It’s a question I get asked a lot by the project managers I mentor, because frankly, the beginning of a project is an unsettling time. You don’t know enough to pull it all together. But it does all come together in the end.

The reason a project comes together is because of project integration management: this is what you do as a project manager all day, every day, even if you don’t know it. Your role is to be the glue that holds the project together.

And in PMI terms, that means doing project integration management – a non-job jargon term if ever there was one. Integration is one of the project management knowledge area s that is covered in PMBOK® — Sixth Edition (which is not the most up-to-date edition any longer, but is still a reference text).

In this article, I’ll explain what it means, why it’s important and some pitfalls to avoid.

Project integration management is critical for the success of any project. By definition, project integration management includes all the processes and activities necessary to ensure that the various elements of a project are properly coordinated.

This means keeping track of milestones and deliverables, ensuring communication among team members, and managing risks.

If you are studying for the Project Management Professional (PMP)® exam, you’ll want to fully understand this area of leading projects, as it could well come up on your test.

Defining project integration management

Project integration management is the process of combining all aspects of a project into one cohesive whole. This includes everything from developing the project schedule and budget to ensuring that all team members are working towards the same goal.

It’s alignment. It’s joining the dots. It’s the glue.

Managing the fact that all the bits of the project are integrated is important because it ensures that all aspects of the project are aligned and working together towards the same goal. It’s a way to control project work.

Without proper integration, projects can quickly become derailed, causing costly delays and errors. And people don’t know what they are supposed to be doing. You don’t want that.

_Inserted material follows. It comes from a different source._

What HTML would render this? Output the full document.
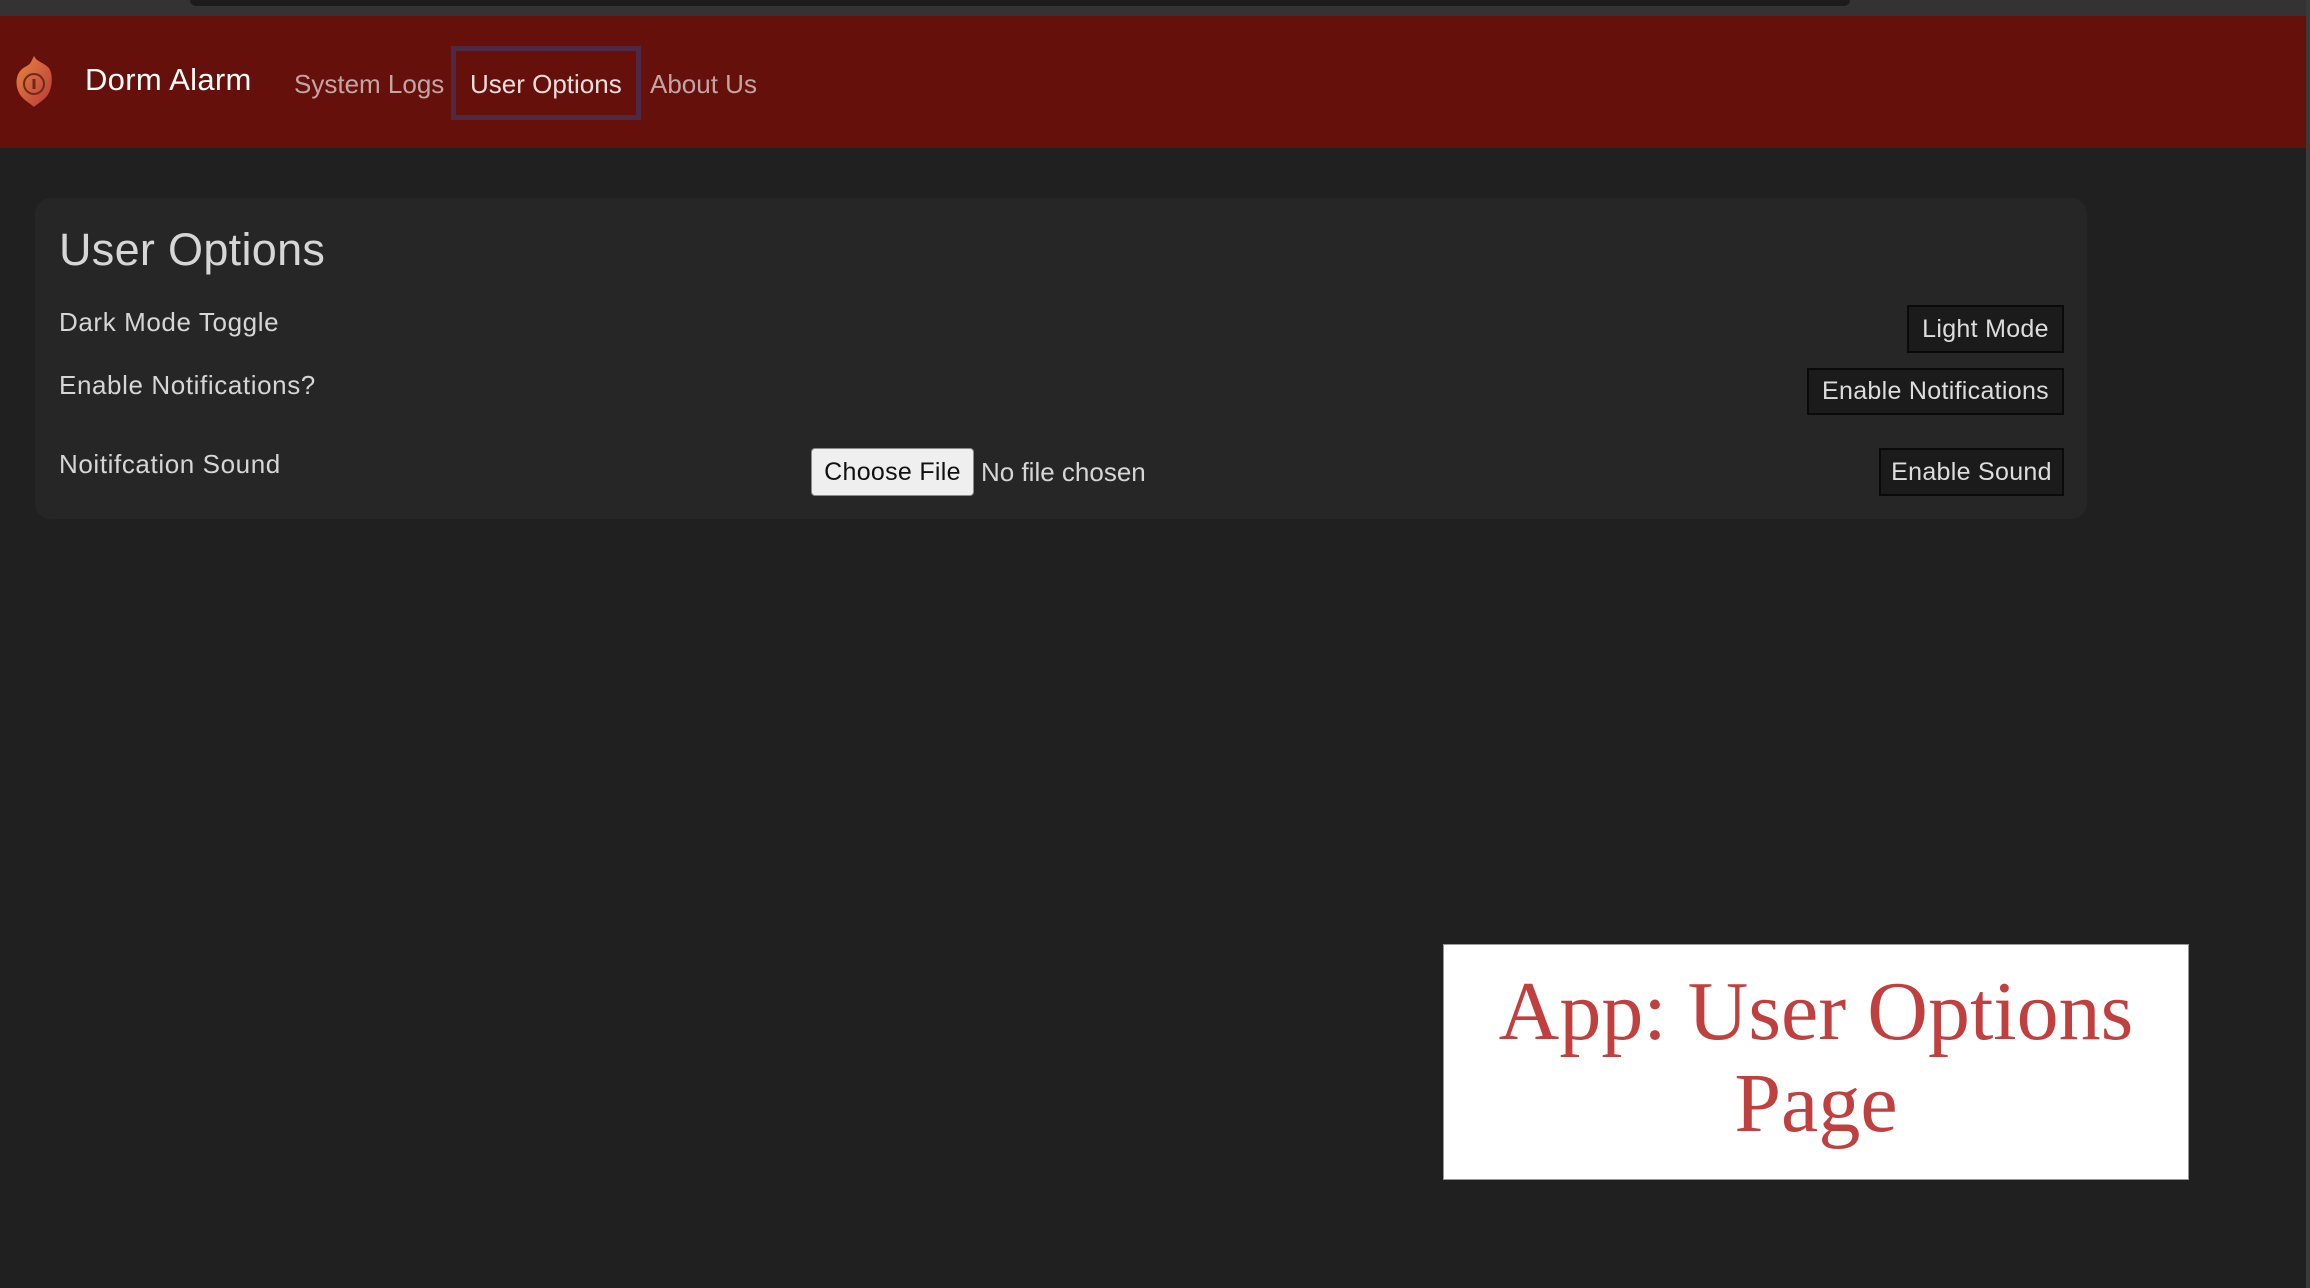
<!DOCTYPE html>
<html><head><style>
*{margin:0;padding:0;box-sizing:border-box}
body{width:2310px;height:1288px;background:#202020;font-family:"Liberation Sans",sans-serif;position:relative;overflow:hidden}
.top{position:absolute;left:0;top:0;width:2310px;height:16px;background:#333}
.top:before{content:"";position:absolute;left:190px;top:0;width:1660px;height:6px;background:#1c1c1c;border-radius:0 0 8px 8px}
.nav{position:absolute;left:0;top:16px;width:2306px;height:132px;background:#65100b}
.edge{position:absolute;right:0;top:0;width:4px;height:1288px;background:#3a3a3a}
.t{position:absolute;white-space:nowrap}
.card{position:absolute;left:35px;top:198px;width:2052px;height:321px;background:#262626;border-radius:16px}
.btn{position:absolute;background:#1b1b1b;border:2px solid #0a0a0a;color:#ddd;font-size:25px;display:flex;align-items:center;justify-content:center;letter-spacing:0.3px}
.lab{color:#d6d6d6;font-size:26px;letter-spacing:0.6px}
</style></head><body>
<div class="top"></div>
<div class="nav"></div>
<div class="edge"></div>
<svg style="position:absolute;left:13px;top:54px" width="42" height="54" viewBox="0 0 42 54">
<defs><linearGradient id="g" x1="0" y1="0" x2="1" y2="1"><stop offset="0" stop-color="#e9863e"/><stop offset="1" stop-color="#b8383a"/></linearGradient></defs>
<path d="M21 2 C24 8 30 8 36 14 C40 20 40 34 34 42 C30 47 24 50 21 53 C18 50 12 47 8 42 C2 34 2 22 8 16 C12 12 16 12 18 8 C19 6 20 4 21 2Z" fill="url(#g)"/>
<circle cx="21" cy="30" r="10" fill="none" stroke="#6a2a1a" stroke-width="2"/>
<rect x="19.5" y="25" width="3" height="10" fill="#6a2a1a"/>
</svg>
<div class="t" style="left:85px;top:62px;font-size:31px;color:#fff;letter-spacing:0.3px">Dorm Alarm</div>
<div class="t" style="left:294px;top:69px;font-size:26px;color:#c4a5a3">System Logs</div>
<div style="position:absolute;left:451px;top:46px;width:190px;height:74px;border:5px solid #4d2944"></div>
<div class="t" style="left:470px;top:69px;font-size:26px;color:#eedcdc">User Options</div>
<div class="t" style="left:650px;top:69px;font-size:26px;color:#c4a5a3">About Us</div>
<div class="card"></div>
<div class="t" style="left:59px;top:224px;font-size:45px;color:#d6d6d6;letter-spacing:0.3px">User Options</div>
<div class="t lab" style="left:59px;top:307px">Dark Mode Toggle</div>
<div class="t lab" style="left:59px;top:370px">Enable Notifications?</div>
<div class="t lab" style="left:59px;top:449px">Noitifcation Sound</div>
<div class="btn" style="left:1907px;top:305px;width:157px;height:48px">Light Mode</div>
<div class="btn" style="left:1807px;top:368px;width:257px;height:47px">Enable Notifications</div>
<div class="btn" style="left:1879px;top:448px;width:185px;height:48px">Enable Sound</div>
<div class="btn" style="left:811px;top:448px;width:163px;height:48px;background:#efefef;border:1px solid #8a8a8a;border-radius:4px;color:#111">Choose File</div>
<div class="t" style="left:981px;top:457px;font-size:26px;color:#d6d6d6">No file chosen</div>
<div style="position:absolute;left:1443px;top:944px;width:746px;height:236px;background:#fff;border:1px solid #999"></div>
<div class="t" style="left:1443px;width:746px;text-align:center;top:966px;font-family:'Liberation Serif',serif;font-size:84px;color:#c0403f;line-height:92px">App: User Options<br>Page</div>
</body></html>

I think of integration as the main project management activities: the things that I do during a project. For example, facilitating project plan development, tracking project status by consolidating updates from the whole team and making sure potential risks and corrective actions are documented and that someone is doing them, and they don’t conflict with what someone else is doing.

When to do project integration management

Integration activities happen all the way through from kick off to project closure but there are a few key moments to pay attention to:

  • When you get started, to make sure all the workstreams, people and deliverables are linked up into a cohesive whole.
  • When something changes, to make sure anyone and anything affected by the change is updated and the new plan is shared
  • When you buy something, to make sure the procurement management plan is enacted and there is a solid process for bringing new things into the project
  • During the risk management process , because new risks mean new actions, budget implications, resource assignment changes etc.

I’ve added that last point, because I’ve worked on too many projects where we bought something because we thought it would solve the problem and actually it ended up needing a lot of customization, or it just wasn’t a fit for the existing infrastructure. Consider that an example of how not to integrate your project.

There are a few key things you can do to ensure proper project integration management.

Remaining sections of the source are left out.